STATED EXERCISE >>
Leaving out every picture, copy the lines of the data exactly, from the first through the line containing "VP of Security.".

####################

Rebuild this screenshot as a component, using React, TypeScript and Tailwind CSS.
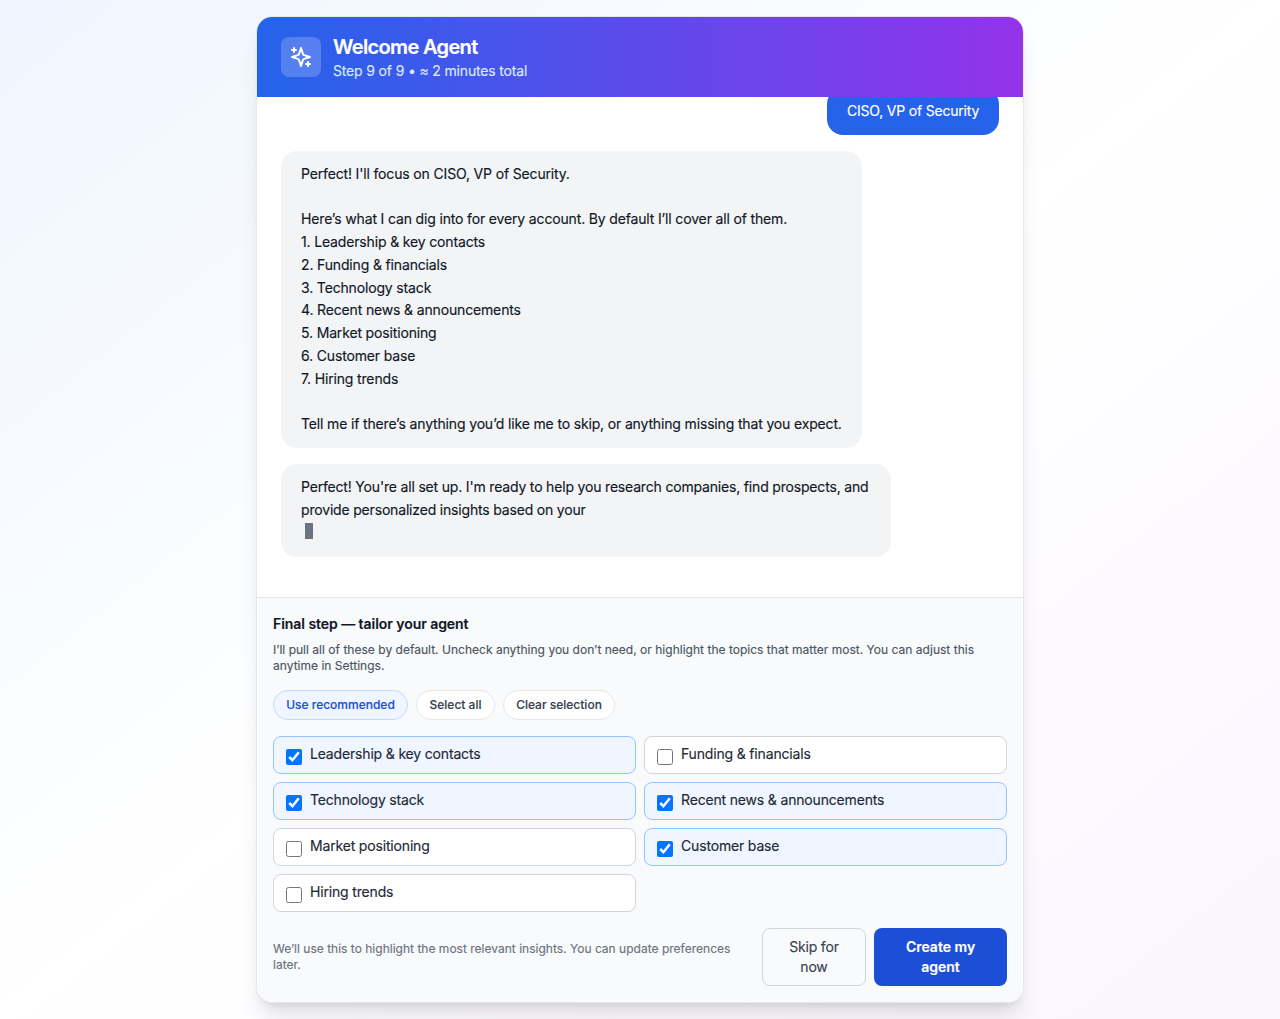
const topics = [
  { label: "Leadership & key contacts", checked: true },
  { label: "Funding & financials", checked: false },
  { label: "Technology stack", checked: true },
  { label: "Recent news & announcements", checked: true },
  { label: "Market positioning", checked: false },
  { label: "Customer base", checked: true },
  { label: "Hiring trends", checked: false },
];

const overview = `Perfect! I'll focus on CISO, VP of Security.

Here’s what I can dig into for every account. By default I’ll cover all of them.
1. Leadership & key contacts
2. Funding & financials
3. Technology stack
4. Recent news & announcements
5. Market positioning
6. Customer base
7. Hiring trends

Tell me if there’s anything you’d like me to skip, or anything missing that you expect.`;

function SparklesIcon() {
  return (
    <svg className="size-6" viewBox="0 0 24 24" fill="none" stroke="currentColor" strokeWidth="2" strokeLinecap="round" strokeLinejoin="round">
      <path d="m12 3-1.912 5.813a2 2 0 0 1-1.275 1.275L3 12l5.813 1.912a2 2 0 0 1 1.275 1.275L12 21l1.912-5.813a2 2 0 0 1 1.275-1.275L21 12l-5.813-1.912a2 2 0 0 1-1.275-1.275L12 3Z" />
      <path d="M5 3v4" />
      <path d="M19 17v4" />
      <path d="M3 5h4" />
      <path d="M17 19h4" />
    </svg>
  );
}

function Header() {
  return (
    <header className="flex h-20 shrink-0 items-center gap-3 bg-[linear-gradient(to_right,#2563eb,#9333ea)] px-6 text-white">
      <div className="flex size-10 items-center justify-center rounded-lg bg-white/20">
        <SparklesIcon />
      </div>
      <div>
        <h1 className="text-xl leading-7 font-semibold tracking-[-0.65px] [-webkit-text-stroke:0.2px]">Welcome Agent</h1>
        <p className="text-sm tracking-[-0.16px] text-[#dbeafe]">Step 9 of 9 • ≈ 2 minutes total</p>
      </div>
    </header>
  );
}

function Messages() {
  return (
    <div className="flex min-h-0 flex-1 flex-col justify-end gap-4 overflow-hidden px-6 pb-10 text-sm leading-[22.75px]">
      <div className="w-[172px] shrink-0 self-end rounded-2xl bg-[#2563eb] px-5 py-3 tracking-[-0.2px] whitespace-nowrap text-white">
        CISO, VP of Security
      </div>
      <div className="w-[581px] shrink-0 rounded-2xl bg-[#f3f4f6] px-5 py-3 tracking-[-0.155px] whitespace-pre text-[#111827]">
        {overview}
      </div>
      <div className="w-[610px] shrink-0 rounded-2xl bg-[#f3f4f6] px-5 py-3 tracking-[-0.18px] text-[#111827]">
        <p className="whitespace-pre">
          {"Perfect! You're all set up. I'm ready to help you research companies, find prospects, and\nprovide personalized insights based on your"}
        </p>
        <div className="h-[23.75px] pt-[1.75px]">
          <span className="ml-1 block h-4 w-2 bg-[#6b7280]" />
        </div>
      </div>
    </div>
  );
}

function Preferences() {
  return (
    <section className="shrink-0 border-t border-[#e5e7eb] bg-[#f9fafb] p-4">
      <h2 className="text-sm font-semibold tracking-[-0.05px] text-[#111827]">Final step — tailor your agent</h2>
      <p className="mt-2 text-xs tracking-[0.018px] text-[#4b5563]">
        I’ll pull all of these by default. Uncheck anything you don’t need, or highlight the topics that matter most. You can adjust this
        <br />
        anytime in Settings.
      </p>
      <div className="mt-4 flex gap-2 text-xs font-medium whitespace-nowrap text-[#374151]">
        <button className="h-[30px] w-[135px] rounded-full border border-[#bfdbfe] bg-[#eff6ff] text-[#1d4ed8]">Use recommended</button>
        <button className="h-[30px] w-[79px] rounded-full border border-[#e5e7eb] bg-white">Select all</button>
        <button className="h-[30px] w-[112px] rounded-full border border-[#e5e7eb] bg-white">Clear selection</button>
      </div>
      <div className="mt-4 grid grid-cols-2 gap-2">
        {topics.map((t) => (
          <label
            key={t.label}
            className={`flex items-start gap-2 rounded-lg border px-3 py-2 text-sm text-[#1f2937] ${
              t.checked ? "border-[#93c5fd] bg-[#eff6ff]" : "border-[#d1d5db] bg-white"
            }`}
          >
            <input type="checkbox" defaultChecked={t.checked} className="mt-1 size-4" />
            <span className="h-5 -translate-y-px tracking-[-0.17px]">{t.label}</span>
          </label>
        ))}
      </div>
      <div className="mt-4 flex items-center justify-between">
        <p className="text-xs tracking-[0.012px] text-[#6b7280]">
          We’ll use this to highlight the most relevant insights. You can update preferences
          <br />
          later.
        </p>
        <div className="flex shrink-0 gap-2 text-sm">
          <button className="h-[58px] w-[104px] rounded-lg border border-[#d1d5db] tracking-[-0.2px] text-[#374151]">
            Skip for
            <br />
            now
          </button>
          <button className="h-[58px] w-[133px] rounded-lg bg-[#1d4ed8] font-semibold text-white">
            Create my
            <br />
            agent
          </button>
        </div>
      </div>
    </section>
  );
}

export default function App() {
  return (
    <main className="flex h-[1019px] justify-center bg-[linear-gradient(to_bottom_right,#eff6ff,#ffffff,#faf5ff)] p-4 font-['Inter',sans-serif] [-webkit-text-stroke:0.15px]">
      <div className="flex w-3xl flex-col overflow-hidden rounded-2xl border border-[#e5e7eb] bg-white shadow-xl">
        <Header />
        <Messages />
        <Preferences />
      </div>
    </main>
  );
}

####################

ANSWER >>
Rebuild this screenshot as a component, using React, TypeScript and Tailwind CSS.
const topics = [
  { label: "Leadership & key contacts", checked: true },
  { label: "Funding & financials", checked: false },
  { label: "Technology stack", checked: true },
  { label: "Recent news & announcements", checked: true },
  { label: "Market positioning", checked: false },
  { label: "Customer base", checked: true },
  { label: "Hiring trends", checked: false },
];

const overview = `Perfect! I'll focus on CISO, VP of Security.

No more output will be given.